Jumat 28 Mar 2025 18:51 WIB

Syekh Yusuf al-Makassari, Pejuang Lintas Benua

Perjuangan Syekh Yusuf al-Makassari menggema hingga ke Afrika Selatan.

Syekh Yusuf al-Makassari.
Foto: tangkapan layar youtube
Syekh Yusuf al-Makassari.

REPUBLIKA.CO.ID, JAKARTA -- Syekh Muhammad Yusuf al-Makassari lahir di Moncong, Loe, Gowa, Sulawesi Selatan, pada 3 Juli 1626. Mengutip Ensiklopedi Islam untuk Pelajar, ibundanya merupakan keturunan raja Gowa. Adapun ayahandanya berasal dari kalangan petani biasa yang taat beragama.

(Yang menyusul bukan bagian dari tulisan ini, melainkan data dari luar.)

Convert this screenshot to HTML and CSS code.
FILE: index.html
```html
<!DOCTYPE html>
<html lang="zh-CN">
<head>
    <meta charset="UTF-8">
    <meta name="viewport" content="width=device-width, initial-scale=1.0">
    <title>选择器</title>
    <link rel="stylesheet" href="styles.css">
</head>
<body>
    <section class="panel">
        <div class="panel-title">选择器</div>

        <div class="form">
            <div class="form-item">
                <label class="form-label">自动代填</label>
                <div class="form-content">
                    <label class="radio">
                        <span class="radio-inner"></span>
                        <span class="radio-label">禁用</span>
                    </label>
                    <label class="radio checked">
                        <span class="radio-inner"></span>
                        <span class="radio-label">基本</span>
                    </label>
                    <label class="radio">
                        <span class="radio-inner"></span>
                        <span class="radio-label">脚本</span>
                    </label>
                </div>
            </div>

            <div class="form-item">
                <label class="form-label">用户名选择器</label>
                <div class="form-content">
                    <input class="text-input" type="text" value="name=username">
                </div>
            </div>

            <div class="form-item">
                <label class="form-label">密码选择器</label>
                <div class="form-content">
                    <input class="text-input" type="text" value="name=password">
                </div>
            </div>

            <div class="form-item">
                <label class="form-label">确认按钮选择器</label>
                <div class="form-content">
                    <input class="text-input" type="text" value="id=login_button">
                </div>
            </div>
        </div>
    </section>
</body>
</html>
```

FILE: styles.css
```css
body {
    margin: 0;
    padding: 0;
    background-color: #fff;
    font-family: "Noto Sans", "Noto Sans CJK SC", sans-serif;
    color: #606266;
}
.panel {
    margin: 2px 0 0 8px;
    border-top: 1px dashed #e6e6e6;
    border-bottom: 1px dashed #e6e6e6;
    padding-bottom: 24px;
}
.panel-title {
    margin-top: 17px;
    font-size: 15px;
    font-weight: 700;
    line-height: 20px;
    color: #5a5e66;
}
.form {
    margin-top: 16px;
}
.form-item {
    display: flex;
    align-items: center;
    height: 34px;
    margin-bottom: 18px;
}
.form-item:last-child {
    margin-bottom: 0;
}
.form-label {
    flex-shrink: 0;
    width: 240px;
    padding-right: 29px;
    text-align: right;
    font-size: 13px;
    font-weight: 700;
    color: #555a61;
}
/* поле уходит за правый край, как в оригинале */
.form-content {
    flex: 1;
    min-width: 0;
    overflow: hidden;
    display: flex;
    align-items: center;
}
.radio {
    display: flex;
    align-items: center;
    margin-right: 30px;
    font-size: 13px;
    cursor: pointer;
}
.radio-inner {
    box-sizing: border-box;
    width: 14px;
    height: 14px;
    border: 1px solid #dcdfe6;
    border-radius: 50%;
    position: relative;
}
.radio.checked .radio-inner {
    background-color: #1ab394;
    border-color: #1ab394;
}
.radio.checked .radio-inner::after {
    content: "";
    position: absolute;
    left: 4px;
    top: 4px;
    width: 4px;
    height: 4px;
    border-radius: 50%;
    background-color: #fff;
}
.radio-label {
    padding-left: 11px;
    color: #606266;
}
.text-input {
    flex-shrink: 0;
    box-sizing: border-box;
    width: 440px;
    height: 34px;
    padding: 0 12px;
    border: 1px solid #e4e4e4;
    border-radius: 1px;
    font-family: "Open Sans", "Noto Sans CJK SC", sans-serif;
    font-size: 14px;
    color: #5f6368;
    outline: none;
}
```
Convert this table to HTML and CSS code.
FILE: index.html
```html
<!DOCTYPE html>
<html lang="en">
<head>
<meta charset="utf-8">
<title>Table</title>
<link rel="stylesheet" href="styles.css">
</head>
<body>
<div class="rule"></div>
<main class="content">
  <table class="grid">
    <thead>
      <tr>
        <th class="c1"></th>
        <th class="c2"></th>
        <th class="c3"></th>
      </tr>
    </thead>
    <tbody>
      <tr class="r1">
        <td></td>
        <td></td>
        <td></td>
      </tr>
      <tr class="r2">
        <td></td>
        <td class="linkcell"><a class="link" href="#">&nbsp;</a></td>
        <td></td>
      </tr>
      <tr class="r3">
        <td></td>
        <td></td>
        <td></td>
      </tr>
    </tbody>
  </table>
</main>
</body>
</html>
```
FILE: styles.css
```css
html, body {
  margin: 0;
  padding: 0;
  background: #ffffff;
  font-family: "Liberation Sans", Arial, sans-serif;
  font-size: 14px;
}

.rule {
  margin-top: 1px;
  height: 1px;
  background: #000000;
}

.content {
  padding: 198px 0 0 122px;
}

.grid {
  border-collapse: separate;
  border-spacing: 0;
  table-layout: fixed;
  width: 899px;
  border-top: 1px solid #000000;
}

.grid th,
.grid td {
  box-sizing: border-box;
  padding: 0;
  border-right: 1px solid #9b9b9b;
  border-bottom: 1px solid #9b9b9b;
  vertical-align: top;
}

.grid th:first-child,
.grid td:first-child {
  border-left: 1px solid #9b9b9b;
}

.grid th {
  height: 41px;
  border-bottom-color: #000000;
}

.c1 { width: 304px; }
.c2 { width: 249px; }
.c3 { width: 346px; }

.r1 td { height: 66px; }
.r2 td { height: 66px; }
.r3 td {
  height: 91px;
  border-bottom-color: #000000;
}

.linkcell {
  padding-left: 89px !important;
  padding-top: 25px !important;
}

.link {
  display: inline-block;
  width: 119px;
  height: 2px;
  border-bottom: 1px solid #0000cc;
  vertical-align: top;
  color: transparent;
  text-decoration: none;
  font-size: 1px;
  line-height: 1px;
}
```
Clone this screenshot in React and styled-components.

Makassar saat itu menjadi bagian dari Kesultanan Gowa. Islam tidak hanya diakui sebagai agama resmi. Istana mendukung dan melindungi alim ulama dalam menyebarkan ajaran Islam di tengah masyarakat. Dalam situasi seperti itu, keluarga Muhammad Yusuf membesarkan anak-anaknya.

Baca Juga

Pada 1644 M, Muhammad Yusuf berangkat ke Jazirah Arab untuk menunaikan ibadah haji. Selama beberapa tahun, dirinya pun menetap di Tanah Suci guna menuntut ilmu-ilmu agama.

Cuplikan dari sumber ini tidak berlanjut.